Nous mettrons tous nos masques et les autres attendront mon
signal. Je déclencherai la bombe en criant : » Ca va puer, courrons ! »
Nous nous enfoncerons alors dans les galeries sombres et étroites, espérant être
plus rapides que le gaz, en espérant surtout qu’il envahirait toute la partie
supérieure de la grotte. Nous marcherons longtemps sans nous arrêter, les uns
derrière les autres, nos têtes heurtant parfois la roche, nos pieds glissant
sur le sol humide. Enfin nous parviendrons à la cavité suivante. Nous
contournerons prudemment le petit lac, longeant la paroi et nous agrippant
comme nous le pourrons. Et enfin nous pourrons sortir à l’air libre, après
avoir gravi un monticule rocailleux masquant presque cette deuxième ouverture.

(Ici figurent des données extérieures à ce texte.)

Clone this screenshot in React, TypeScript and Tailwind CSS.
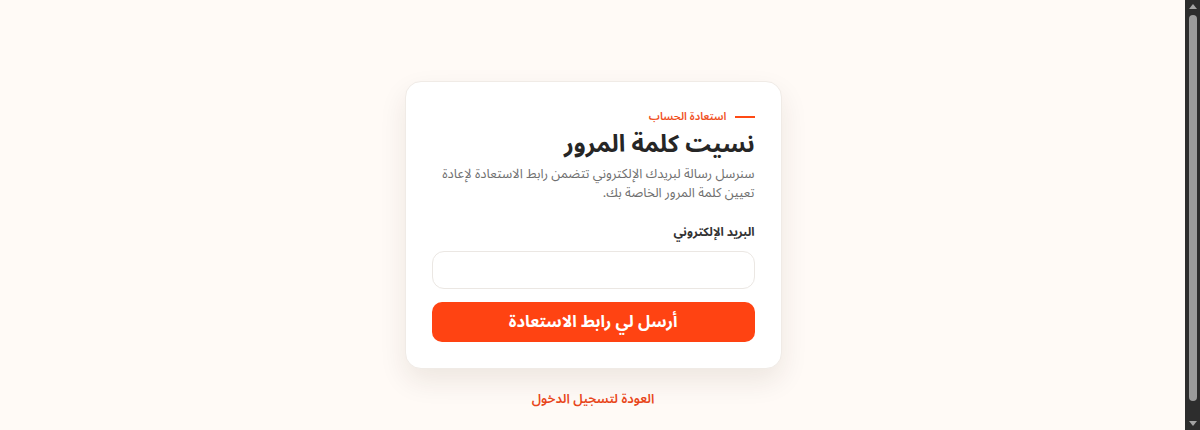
const ScrollBar = () => (
  <div className="w-[15px] h-full bg-[#2d2d2d] flex flex-col items-center py-[4px]">
    <div className="w-0 h-0 border-x-[4px] border-x-transparent border-b-[5px] border-b-[#a3a3a3]" />
    <div className="mt-[6px] w-[8px] flex-1 rounded-full bg-[#9c9c9c]" />
    <div className="mt-[20px] w-0 h-0 border-x-[4px] border-x-transparent border-t-[5px] border-t-[#a3a3a3]" />
  </div>
);

export default function App() {
  return (
    <div className="h-[430px] w-full flex overflow-hidden">
      <div
        dir="rtl"
        className="flex-1 h-full bg-[#fffaf6] flex flex-col items-center pt-[81px] pl-[1px]"
        style={{ fontFamily: '"Noto Sans Arabic", "Noto Sans", "DejaVu Sans", sans-serif' }}
      >
        <div className="w-[377px] rounded-2xl bg-white border border-[#f0ebe6] shadow-[0_12px_28px_rgba(60,30,10,0.09)] px-[26px] pt-[26px] pb-[26px]">
          <div className="flex items-center gap-2 text-[11px] leading-[18px] font-semibold text-[#f0501e]">
            <span className="block w-5 h-[2px] bg-[#ff4a14]" />
            <span>استعادة الحساب</span>
          </div>
          <h1 className="mt-[3px] text-[24px] font-bold text-[#262626] leading-[32px]">نسيت كلمة المرور</h1>
          <p className="mt-[4px] text-[13px] leading-[19px] text-[#6f6f6f]">
            سنرسل رسالة لبريدك الإلكتروني تتضمن رابط الاستعادة لإعادة تعيين كلمة المرور الخاصة بك.
          </p>
          <label className="block mt-[21px] text-[12px] leading-[18px] font-bold text-[#333]">
            البريد الإلكتروني
          </label>
          <input
            type="email"
            className="mt-[9px] block w-full h-[38px] rounded-xl border border-[#ebe7e3] bg-white outline-none"
          />
          <button className="mt-[13px] block w-full h-[40px] rounded-[10px] bg-[#ff4312] text-white text-[16.5px] font-bold">
            أرسل لي رابط الاستعادة
          </button>
        </div>
        <a className="mt-[21px] text-[13px] leading-[18px] font-semibold text-[#e8461a]">العودة لتسجيل الدخول</a>
      </div>
      <ScrollBar />
    </div>
  );
}
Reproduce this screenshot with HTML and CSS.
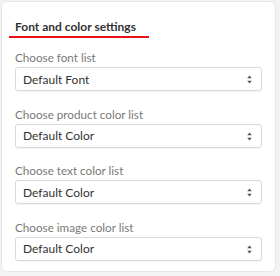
FILE: index.html
```html
<!DOCTYPE html>
<html lang="en">
<head>
    <meta charset="UTF-8">
    <meta name="viewport" content="width=device-width, initial-scale=1.0">
    <title>Font and color settings</title>
    <link rel="stylesheet" href="styles.css">
</head>
<body>
    <div class="card">
        <h2 class="card-title">Font and color settings</h2>

        <div class="form-group">
            <label for="fontList">Choose font list</label>
            <div class="select-wrap">
                <select id="fontList">
                    <option>Default Font</option>
                </select>
                <svg class="select-arrow" width="5" height="9" viewBox="0 0 5 9"><path d="M2.5 0.5L4.8 3.3H0.2Z M2.5 8.5L4.8 5.7H0.2Z" fill="#555"/></svg>
            </div>
        </div>

        <div class="form-group">
            <label for="productColor">Choose product color list</label>
            <div class="select-wrap">
                <select id="productColor">
                    <option>Default Color</option>
                </select>
                <svg class="select-arrow" width="5" height="9" viewBox="0 0 5 9"><path d="M2.5 0.5L4.8 3.3H0.2Z M2.5 8.5L4.8 5.7H0.2Z" fill="#555"/></svg>
            </div>
        </div>

        <div class="form-group">
            <label for="textColor">Choose text color list</label>
            <div class="select-wrap">
                <select id="textColor">
                    <option>Default Color</option>
                </select>
                <svg class="select-arrow" width="5" height="9" viewBox="0 0 5 9"><path d="M2.5 0.5L4.8 3.3H0.2Z M2.5 8.5L4.8 5.7H0.2Z" fill="#555"/></svg>
            </div>
        </div>

        <div class="form-group">
            <label for="imageColor">Choose image color list</label>
            <div class="select-wrap">
                <select id="imageColor">
                    <option>Default Color</option>
                </select>
                <svg class="select-arrow" width="5" height="9" viewBox="0 0 5 9"><path d="M2.5 0.5L4.8 3.3H0.2Z M2.5 8.5L4.8 5.7H0.2Z" fill="#555"/></svg>
            </div>
        </div>
    </div>
</body>
</html>
```

FILE: styles.css
```css
* {
    margin: 0;
    padding: 0;
    box-sizing: border-box;
    font-family: Lato, 'Noto Sans', sans-serif;
}

body {
    background: #f3f3f4;
    padding: 1px 4px 0 1px;
}

.card {
    width: 275px;
    height: 271px;
    background: #ffffff;
    border: 1px solid #e6e6e6;
    border-radius: 6px;
    padding: 13px 13px 0 13px;
}

.card-title {
    display: inline-block;
    margin-left: -6px;
    padding: 0 13px 0 6px;
    font-size: 12px;
    line-height: 18px;
    font-weight: 700;
    color: #333333;
    border-bottom: 2px solid #e8101a;
    margin-bottom: 10px;
}

.form-group {
    margin-bottom: 13.67px;
}

label {
    display: block;
    font-size: 11.7px;
    line-height: 18px;
    color: #7a7a7a;
    margin-bottom: 1px;
}

.select-wrap {
    position: relative;
}

select {
    display: block;
    width: 100%;
    height: 24px;
    appearance: none;
    -webkit-appearance: none;
    border: 1px solid #d9d9d9;
    border-radius: 3px;
    background: #ffffff;
    box-shadow: 0 1px 0 rgba(0, 0, 0, 0.04);
    padding: 0 20px 0 7px;
    font-size: 12px;
    color: #333333;
    outline: none;
}

.select-arrow {
    position: absolute;
    right: 10px;
    top: 8px;
    pointer-events: none;
}
```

Pendant notre périple obscur à peine éclairé de nos lampes
frontales et alourdi par les combinaisons de protection, les autres, restés à l’entrée
de la grotte, s’emploieront à en refermer l’orifice. Ils actionneront le levier
de métal issu de la vieille traverse de chemin de fer et feront basculer le
rocher devant l’ouverture. Ils la colmateront avec le ciment fraîchement
préparé et repartiront, laissant tout le matériel sur place. Ils
dévaleront la colline, la contourneront et viendront nous retrouver. Ils nous
aideront à bâtir le mur que nous aurons commencé, fermant ce deuxième accès à
la grotte maudite.
Tel était le plan. Si tout se passait bien, le Master virus, cantonné
dans la partie haute de la grotte serait asphyxié par le gaz mortel et nous en
serions débarrassé à jamais. Ses tentacules fibriculaires se désagrégeraient et
les virus secondaires mourraient à leur tour très rapidement, privés de leur
tête vénéneuse. Nous nous en assurerions en allumant des fumigènes scintillants
partout dans la ville, seule détection possible des fibricules normalement invisibles.
Il nous restera alors à reconstruire nos vies, nos
villes et nos rêves. Et nous repartirons, rassemblés et unis par un même espoir
d’une humanité retrouvée, transformée, savante, lumineuse et paisible.